After a Tale of Two Cities year in commercial real estate that gave lenders and borrowers alike the best of times and the worst of times, the outlook for 2012 is both positive and encouraging. According to “Commercial Real Estate: Back in the Saddle?” – the latest podcast produced by John B. Levy & Company (available online at http://www.jblevyco.com) – early indicators suggest that CMBS is back with a force.

“After the European debt crisis and US government bonds gave us a rocky ride in 2011,” says John Levy, founder of John B. Levy & Company, “commercial real estate is back in the saddle for 2012. The conduit business gives us a perfect indication of what we can expect. First of all, rates are cheaper. Ten-year fixed-rate money is 5 percent or less, which is 100 basis points better than what it was this past fall. In addition, second- and third-tier cities are now in the mix. Deal-making has moved from cities like Washington, New York, and Chicago to a broader array of markets . . . Albuquerque and Amarillo, Nashville and Richmond.”

"While CMBS is expected to make a strong statement in 2012, preferred equity and mezzanine debt will continue to bring additional leverage to transactions," according to Levy. In fall 2011, as well as earlier in the year, mezzanine debt and preferred equity fell in the 13 to 15 percent range, if not higher. Those prices are currently in the single digits, the result of low interest rates on US Treasurys. In no uncertain terms, current Federal Reserve policy is playing a significant role in the pricing of preferred equity and mezzanine debt.

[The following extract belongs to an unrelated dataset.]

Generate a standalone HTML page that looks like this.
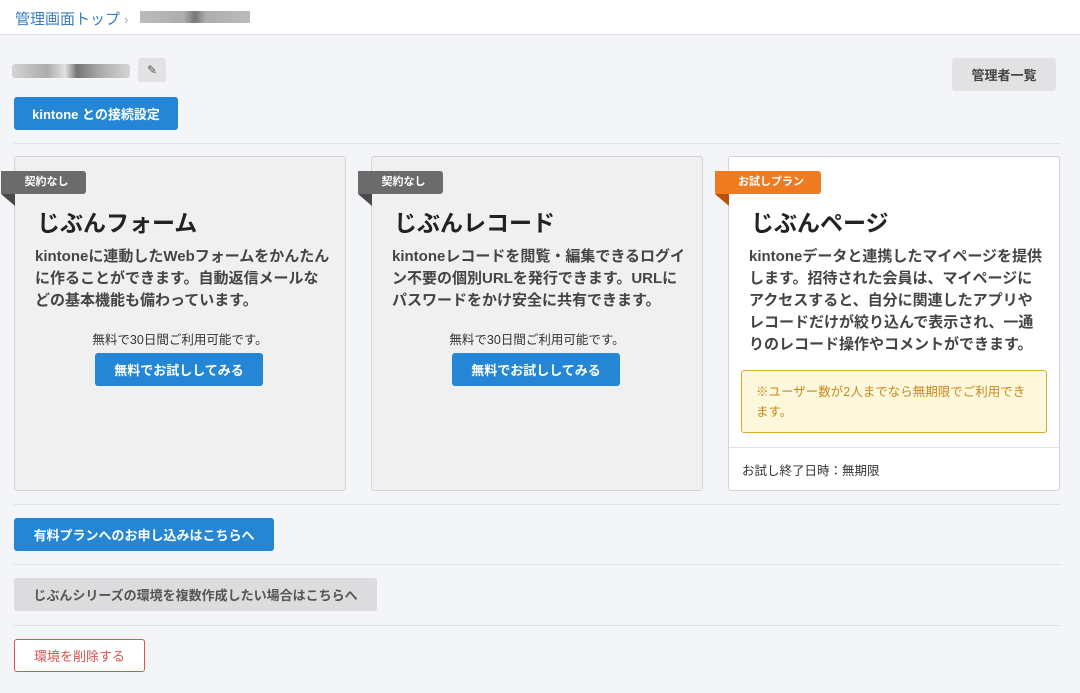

“Perhaps nowhere is it more clear that the Bernanke fiscal policy is working than in the preferred equity, mezzanine debt arena,” says Levy. “Look at the 5-year Treasury note. It’s 1 percent. So if you secure mezz debt at 9 percent over five years – which sounds cheap by historical standards – you’ll still get a return that’s 800 basis points over Treasurys. By keeping interest rates extremely low for at least three years, Fed policy penalizes investors for parking their money, and it forces them to invest in the market. The result? Higher leverage is cheaper.”

While the multifamily housing market has performed well over the past several years, Levy believes that trend may be nearing its end. Several factors account for the success of that sector and, as such, hint at its easing. First, the market for single family homes has been abysmal, so people rented rather than bought. Second, multifamily housing has been the beneficiary of extremely cheap government-sponsored mortgages.

“Multifamily housing has been the darling of commercial real estate, and it owes a huge debt of gratitude to a single-family market that has been in the tank for years,” says Levy. “But what has really driven the success of multifamily is cheap money from Fannie Mae, Freddie Mac, and FHA. That’s my money, your money, government money. It’s puzzling as to why the government provides mortgages for less than what the private market charges.”

Firm Background
John B. Levy & Company, Inc. is a real estate investment-banking firm headquartered in Richmond, Virginia. Since John Levy founded the company in 1995, the firm has structured over $3.5 billion in financing for developers and owners of commercial and multi-family projects nationwide, often investing its own proprietary funds into transactions with its clients.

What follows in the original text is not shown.